■ **Required task**
Output every line of the material exactly, omitting images.

■ **Data segment**
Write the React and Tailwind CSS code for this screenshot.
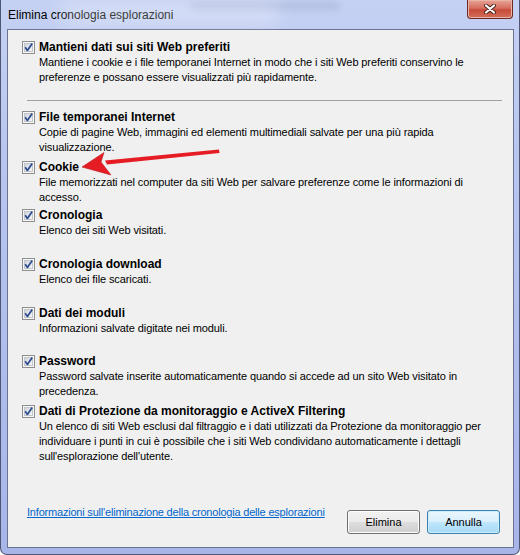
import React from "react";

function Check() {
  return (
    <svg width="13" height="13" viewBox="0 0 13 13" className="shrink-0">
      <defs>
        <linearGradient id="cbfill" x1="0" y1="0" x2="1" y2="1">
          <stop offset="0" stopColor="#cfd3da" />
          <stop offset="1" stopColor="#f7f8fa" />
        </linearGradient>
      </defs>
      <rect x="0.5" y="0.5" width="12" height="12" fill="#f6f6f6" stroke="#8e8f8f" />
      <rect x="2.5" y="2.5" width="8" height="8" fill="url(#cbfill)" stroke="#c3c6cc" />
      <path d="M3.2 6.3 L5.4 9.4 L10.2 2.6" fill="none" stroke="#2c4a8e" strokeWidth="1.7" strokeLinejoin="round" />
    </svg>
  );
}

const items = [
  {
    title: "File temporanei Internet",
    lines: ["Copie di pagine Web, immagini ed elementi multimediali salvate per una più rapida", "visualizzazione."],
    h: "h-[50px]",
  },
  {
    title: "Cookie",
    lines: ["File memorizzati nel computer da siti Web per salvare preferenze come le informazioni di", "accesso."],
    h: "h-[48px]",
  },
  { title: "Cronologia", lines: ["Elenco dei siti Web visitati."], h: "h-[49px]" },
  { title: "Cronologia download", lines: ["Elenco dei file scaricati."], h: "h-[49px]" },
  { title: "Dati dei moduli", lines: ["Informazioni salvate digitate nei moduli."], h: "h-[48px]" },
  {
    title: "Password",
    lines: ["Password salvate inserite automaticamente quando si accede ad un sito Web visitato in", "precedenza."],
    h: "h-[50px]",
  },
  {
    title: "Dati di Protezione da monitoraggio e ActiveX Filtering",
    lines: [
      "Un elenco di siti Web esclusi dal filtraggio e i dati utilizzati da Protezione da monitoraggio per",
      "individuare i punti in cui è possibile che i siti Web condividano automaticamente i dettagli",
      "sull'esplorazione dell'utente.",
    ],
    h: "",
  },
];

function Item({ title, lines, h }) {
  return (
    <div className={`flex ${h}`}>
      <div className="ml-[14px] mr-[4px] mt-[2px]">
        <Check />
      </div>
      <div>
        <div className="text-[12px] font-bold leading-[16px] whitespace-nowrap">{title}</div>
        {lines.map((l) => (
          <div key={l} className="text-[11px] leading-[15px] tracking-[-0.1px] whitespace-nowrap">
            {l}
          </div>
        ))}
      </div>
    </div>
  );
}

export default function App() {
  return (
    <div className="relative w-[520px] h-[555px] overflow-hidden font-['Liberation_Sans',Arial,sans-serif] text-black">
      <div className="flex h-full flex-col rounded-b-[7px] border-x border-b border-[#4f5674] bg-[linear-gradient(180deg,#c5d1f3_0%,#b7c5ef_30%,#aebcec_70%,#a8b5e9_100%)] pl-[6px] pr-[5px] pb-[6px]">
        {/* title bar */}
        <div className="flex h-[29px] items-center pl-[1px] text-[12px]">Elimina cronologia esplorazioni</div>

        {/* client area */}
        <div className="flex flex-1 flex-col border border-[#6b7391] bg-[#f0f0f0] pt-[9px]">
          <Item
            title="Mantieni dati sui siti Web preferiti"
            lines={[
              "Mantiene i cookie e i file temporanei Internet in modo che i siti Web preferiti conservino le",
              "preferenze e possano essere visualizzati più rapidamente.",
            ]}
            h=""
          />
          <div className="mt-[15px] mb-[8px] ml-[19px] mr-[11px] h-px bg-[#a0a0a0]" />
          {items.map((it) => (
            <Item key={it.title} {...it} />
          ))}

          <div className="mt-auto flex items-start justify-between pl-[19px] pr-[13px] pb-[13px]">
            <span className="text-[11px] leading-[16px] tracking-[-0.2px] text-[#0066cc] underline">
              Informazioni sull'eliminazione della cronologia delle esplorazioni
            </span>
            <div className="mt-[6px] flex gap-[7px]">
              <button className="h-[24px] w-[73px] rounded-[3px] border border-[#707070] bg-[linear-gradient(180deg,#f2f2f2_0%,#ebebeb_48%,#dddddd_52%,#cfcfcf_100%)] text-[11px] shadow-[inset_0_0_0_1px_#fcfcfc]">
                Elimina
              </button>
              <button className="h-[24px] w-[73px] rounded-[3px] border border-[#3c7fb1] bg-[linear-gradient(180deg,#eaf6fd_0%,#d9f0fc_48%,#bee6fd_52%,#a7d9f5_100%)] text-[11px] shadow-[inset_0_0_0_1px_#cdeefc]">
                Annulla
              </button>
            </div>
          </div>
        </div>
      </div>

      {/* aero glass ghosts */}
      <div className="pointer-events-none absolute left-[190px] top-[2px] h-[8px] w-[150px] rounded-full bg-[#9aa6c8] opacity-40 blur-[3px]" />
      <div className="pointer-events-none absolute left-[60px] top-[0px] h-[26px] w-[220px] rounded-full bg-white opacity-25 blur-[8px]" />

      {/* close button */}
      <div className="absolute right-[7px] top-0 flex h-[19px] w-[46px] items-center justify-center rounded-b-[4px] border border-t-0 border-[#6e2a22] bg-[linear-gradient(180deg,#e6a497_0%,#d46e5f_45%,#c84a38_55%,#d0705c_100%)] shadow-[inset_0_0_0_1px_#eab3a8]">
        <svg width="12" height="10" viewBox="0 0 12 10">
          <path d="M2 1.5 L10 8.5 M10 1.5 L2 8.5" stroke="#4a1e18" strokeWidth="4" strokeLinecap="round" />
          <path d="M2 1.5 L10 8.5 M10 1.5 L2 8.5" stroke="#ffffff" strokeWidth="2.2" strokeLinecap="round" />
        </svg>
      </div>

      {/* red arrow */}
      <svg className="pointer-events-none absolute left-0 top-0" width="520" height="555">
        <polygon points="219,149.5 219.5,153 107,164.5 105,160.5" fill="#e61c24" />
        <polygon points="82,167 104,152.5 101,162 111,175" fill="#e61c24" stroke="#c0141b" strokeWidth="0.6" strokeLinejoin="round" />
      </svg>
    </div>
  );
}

■ **Solution for this task**
Write the React and Tailwind CSS code for this screenshot.
import React from "react";

function Check() {
  return (
    <svg width="13" height="13" viewBox="0 0 13 13" className="shrink-0">
      <defs>
        <linearGradient id="cbfill" x1="0" y1="0" x2="1" y2="1">
          <stop offset="0" stopColor="#cfd3da" />
          <stop offset="1" stopColor="#f7f8fa" />
        </linearGradient>
      </defs>
      <rect x="0.5" y="0.5" width="12" height="12" fill="#f6f6f6" stroke="#8e8f8f" />
      <rect x="2.5" y="2.5" width="8" height="8" fill="url(#cbfill)" stroke="#c3c6cc" />
      <path d="M3.2 6.3 L5.4 9.4 L10.2 2.6" fill="none" stroke="#2c4a8e" strokeWidth="1.7" strokeLinejoin="round" />
    </svg>
  );
}

const items = [
  {
    title: "File temporanei Internet",
    lines: ["Copie di pagine Web, immagini ed elementi multimediali salvate per una più rapida", "visualizzazione."],
    h: "h-[50px]",
  },
  {
    title: "Cookie",
    lines: ["File memorizzati nel computer da siti Web per salvare preferenze come le informazioni di", "accesso."],
    h: "h-[48px]",
  },
  { title: "Cronologia", lines: ["Elenco dei siti Web visitati."], h: "h-[49px]" },
  { title: "Cronologia download", lines: ["Elenco dei file scaricati."], h: "h-[49px]" },
  { title: "Dati dei moduli", lines: ["Informazioni salvate digitate nei moduli."], h: "h-[48px]" },
  {
    title: "Password",
    lines: ["Password salvate inserite automaticamente quando si accede ad un sito Web visitato in", "precedenza."],
    h: "h-[50px]",
  },
  {
    title: "Dati di Protezione da monitoraggio e ActiveX Filtering",
    lines: [
      "Un elenco di siti Web esclusi dal filtraggio e i dati utilizzati da Protezione da monitoraggio per",
      "individuare i punti in cui è possibile che i siti Web condividano automaticamente i dettagli",
      "sull'esplorazione dell'utente.",
    ],
    h: "",
  },
];

function Item({ title, lines, h }) {
  return (
    <div className={`flex ${h}`}>
      <div className="ml-[14px] mr-[4px] mt-[2px]">
        <Check />
      </div>
      <div>
        <div className="text-[12px] font-bold leading-[16px] whitespace-nowrap">{title}</div>
        {lines.map((l) => (
          <div key={l} className="text-[11px] leading-[15px] tracking-[-0.1px] whitespace-nowrap">
            {l}
          </div>
        ))}
      </div>
    </div>
  );
}

export default function App() {
  return (
    <div className="relative w-[520px] h-[555px] overflow-hidden font-['Liberation_Sans',Arial,sans-serif] text-black">
      <div className="flex h-full flex-col rounded-b-[7px] border-x border-b border-[#4f5674] bg-[linear-gradient(180deg,#c5d1f3_0%,#b7c5ef_30%,#aebcec_70%,#a8b5e9_100%)] pl-[6px] pr-[5px] pb-[6px]">
        {/* title bar */}
        <div className="flex h-[29px] items-center pl-[1px] text-[12px]">Elimina cronologia esplorazioni</div>

        {/* client area */}
        <div className="flex flex-1 flex-col border border-[#6b7391] bg-[#f0f0f0] pt-[9px]">
          <Item
            title="Mantieni dati sui siti Web preferiti"
            lines={[
              "Mantiene i cookie e i file temporanei Internet in modo che i siti Web preferiti conservino le",
              "preferenze e possano essere visualizzati più rapidamente.",
            ]}
            h=""
          />
          <div className="mt-[15px] mb-[8px] ml-[19px] mr-[11px] h-px bg-[#a0a0a0]" />
          {items.map((it) => (
            <Item key={it.title} {...it} />
          ))}

          <div className="mt-auto flex items-start justify-between pl-[19px] pr-[13px] pb-[13px]">
            <span className="text-[11px] leading-[16px] tracking-[-0.2px] text-[#0066cc] underline">
              Informazioni sull'eliminazione della cronologia delle esplorazioni
            </span>
            <div className="mt-[6px] flex gap-[7px]">
              <button className="h-[24px] w-[73px] rounded-[3px] border border-[#707070] bg-[linear-gradient(180deg,#f2f2f2_0%,#ebebeb_48%,#dddddd_52%,#cfcfcf_100%)] text-[11px] shadow-[inset_0_0_0_1px_#fcfcfc]">
                Elimina
              </button>
              <button className="h-[24px] w-[73px] rounded-[3px] border border-[#3c7fb1] bg-[linear-gradient(180deg,#eaf6fd_0%,#d9f0fc_48%,#bee6fd_52%,#a7d9f5_100%)] text-[11px] shadow-[inset_0_0_0_1px_#cdeefc]">
                Annulla
              </button>
            </div>
          </div>
        </div>
      </div>

      {/* aero glass ghosts */}
      <div className="pointer-events-none absolute left-[190px] top-[2px] h-[8px] w-[150px] rounded-full bg-[#9aa6c8] opacity-40 blur-[3px]" />
      <div className="pointer-events-none absolute left-[60px] top-[0px] h-[26px] w-[220px] rounded-full bg-white opacity-25 blur-[8px]" />

      {/* close button */}
      <div className="absolute right-[7px] top-0 flex h-[19px] w-[46px] items-center justify-center rounded-b-[4px] border border-t-0 border-[#6e2a22] bg-[linear-gradient(180deg,#e6a497_0%,#d46e5f_45%,#c84a38_55%,#d0705c_100%)] shadow-[inset_0_0_0_1px_#eab3a8]">
        <svg width="12" height="10" viewBox="0 0 12 10">
          <path d="M2 1.5 L10 8.5 M10 1.5 L2 8.5" stroke="#4a1e18" strokeWidth="4" strokeLinecap="round" />
          <path d="M2 1.5 L10 8.5 M10 1.5 L2 8.5" stroke="#ffffff" strokeWidth="2.2" strokeLinecap="round" />
        </svg>
      </div>

      {/* red arrow */}
      <svg className="pointer-events-none absolute left-0 top-0" width="520" height="555">
        <polygon points="219,149.5 219.5,153 107,164.5 105,160.5" fill="#e61c24" />
        <polygon points="82,167 104,152.5 101,162 111,175" fill="#e61c24" stroke="#c0141b" strokeWidth="0.6" strokeLinejoin="round" />
      </svg>
    </div>
  );
}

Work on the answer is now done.